I’ve written about this before, but if you want to see what happens when Homeowners Associations take over the reigns of government, you need go no further than what was formerly known as the “Cocaine Capitol of the World,” Aspen, Colorado.

Aspen is sometimes known as ‘Hollywood East.’ All the big movie stars have second homes there. Visit a couple of neighborhood bars and you’re more than likely to spot a half dozen TV and movie celebrities. Millionaires and zillionaires everywhere.

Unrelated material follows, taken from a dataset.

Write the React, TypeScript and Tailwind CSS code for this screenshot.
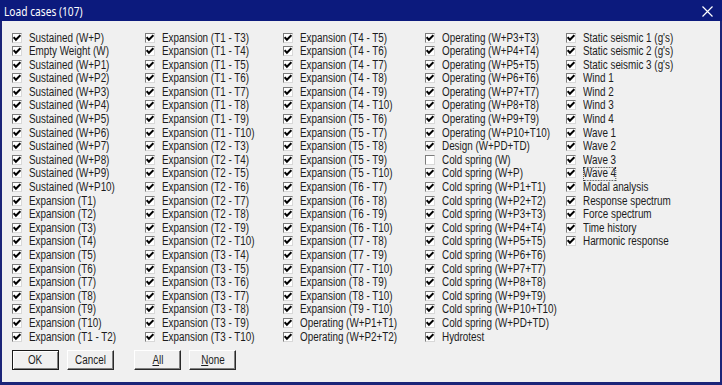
import React from "react";

type Item = { label: string; checked?: boolean; focus?: boolean };

const pairs: string[] = [];
for (let a = 1; a < 10; a++) {
  for (let b = a + 1; b <= 10; b++) pairs.push(`Expansion (T${a} - T${b})`);
}
const range = (n: number, f: (i: number) => string) =>
  Array.from({ length: n }, (_, i) => f(i + 1));

const columns: Item[][] = [
  [
    "Sustained (W+P)",
    "Empty Weight (W)",
    ...range(10, (i) => `Sustained (W+P${i})`),
    ...range(10, (i) => `Expansion (T${i})`),
    pairs[0],
  ].map((label) => ({ label })),
  pairs.slice(1, 24).map((label) => ({ label })),
  [
    ...pairs.slice(24),
    "Operating (W+P1+T1)",
    "Operating (W+P2+T2)",
  ].map((label) => ({ label })),
  [
    ...range(8, (i) => `Operating (W+P${i + 2}+T${i + 2})`),
    "Design (W+PD+TD)",
    "Cold spring (W)",
    "Cold spring (W+P)",
    ...range(10, (i) => `Cold spring (W+P${i}+T${i})`),
    "Cold spring (W+PD+TD)",
    "Hydrotest",
  ].map((label) => ({ label, checked: label !== "Cold spring (W)" })),
  [
    ...range(3, (i) => `Static seismic ${i} (g's)`),
    ...range(4, (i) => `Wind ${i}`),
    ...range(4, (i) => `Wave ${i}`),
    "Modal analysis",
    "Response spectrum",
    "Force spectrum",
    "Time history",
    "Harmonic response",
  ].map((label) => ({ label, focus: label === "Wave 4" })),
];

function CheckBox({ checked }: { checked: boolean }) {
  return (
    <div className="mt-[1px] w-[10px] h-[10px] shrink-0 bg-white border border-t-[#7c7c7c] border-l-[#7c7c7c] border-b-[#d8d8d8] border-r-[#d8d8d8] flex items-center justify-center">
      {checked && (
        <svg width="8" height="8" viewBox="0 0 8 8">
          <path d="M0.6 3.3 L2.9 5.8 L7.4 1.1" fill="none" stroke="#000" strokeWidth="2" />
        </svg>
      )}
    </div>
  );
}

function Row({ item }: { item: Item }) {
  return (
    <div className="h-[13.6px] flex items-start gap-[7px]">
      <CheckBox checked={item.checked !== false} />
      <span
        className={
          item.focus
            ? "inline-block origin-left scale-x-[0.79] text-[12.5px] leading-[13.6px] whitespace-nowrap outline outline-1 outline-dotted outline-[#333] -outline-offset-1"
            : "inline-block origin-left scale-x-[0.79] text-[12.5px] leading-[13.6px] whitespace-nowrap"
        }
      >
        {item.label}
      </span>
    </div>
  );
}

function Button({ children, isDefault }: { children: React.ReactNode; isDefault?: boolean }) {
  return (
    <button
      className={
        isDefault
          ? "w-[47px] h-[20px] bg-[#f0f0f0] border border-[#1a1a1a] shadow-[inset_1px_1px_0_#ffffff,inset_-1px_-1px_0_#808080] leading-none"
          : "w-[47px] h-[20px] bg-[#f0f0f0] border border-t-[#ffffff] border-l-[#ffffff] border-b-[#2a2a2a] border-r-[#2a2a2a] shadow-[inset_-1px_-1px_0_#808080] leading-none"
      }
    >
      <span className="inline-block scale-x-[0.79] text-[12.5px]">{children}</span>
    </button>
  );
}

export default function App() {
  return (
    <div className="w-[722px] h-[385px] bg-[#1b2478] flex flex-col font-['Liberation_Sans',Arial,sans-serif] text-[12px] text-[#1c1c1c]">
      <div className="h-[21px] shrink-0 bg-[#0c1a7d] flex items-center justify-between pl-[4px] pr-[9px] pt-[3px]">
        <span className="inline-block origin-left scale-x-[0.85] font-['Noto_Sans',sans-serif] text-[12px] text-white">
          Load cases (107)
        </span>
        <svg width="11" height="11" viewBox="0 0 11 11" className="-mt-[2px]">
          <path d="M0.5 0.5 L10.5 10.5 M10.5 0.5 L0.5 10.5" stroke="#fff" strokeWidth="1.2" />
        </svg>
      </div>
      <div className="flex-1 mx-[2px] mb-[3px] bg-[#f0f0f0] pl-[10px] pt-[10.5px]">
        <div className="grid grid-cols-[133px_138px_142px_141px_1fr]">
          {columns.map((col, ci) => (
            <div key={ci} className="flex flex-col">
              {col.map((item) => (
                <Row key={item.label} item={item} />
              ))}
            </div>
          ))}
        </div>
        <div className="mt-[6px] flex gap-[8px]">
          <Button isDefault>OK</Button>
          <Button>Cancel</Button>
          <div className="w-[4px]" />
          <Button>
            <span className="underline">A</span>ll
          </Button>
          <Button>
            <span className="underline">N</span>one
          </Button>
        </div>
      </div>
    </div>
  );
}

But all of that glitz and glamour has to be supported by an infrastructure of waiters and waitresses, desk clerks, bartenders and room maids. And when every home within spitting distance of Aspen is worth millions, where do these ‘common people’ live? They simply have to find lower income housing dozens of miles and many commute hours away from town.

What to do? What to do?

Well, the glitzy ritzies have come up with a plan. Public housing, subsidized by tax dollars. If you’re a so-called Aspen ‘poor person’ you can apply for subsidized housing. Yes, you can live in a zillion dollar home for pennies on the dollar and the taxpayer foots the bill.

My explanation is admittedly simplistic, but Homeowners Associations in Aspen have discovered that they can make a fortune by sucking at the public teat. Drain money from the taxpayers to make up for million dollar mortgages in homes that are leased to renters who could care less about maintaining property values as long as they get free housing. And property owners are promised their share of the taxpayer pot if they make their winter homes available for occasional use by the city.

Gosh, where have we heard this kind of thing before?

It’s controversial. It’s not exactly what you would call free market capitalism. It’s a complete distortion of Marketing Principles 101. But Aspen sort of lives life its own way. As rich a community as it is, it’s hard to get away without snorting some money out of the community trough.

For the rich and poor, it’s hard to turn down free money.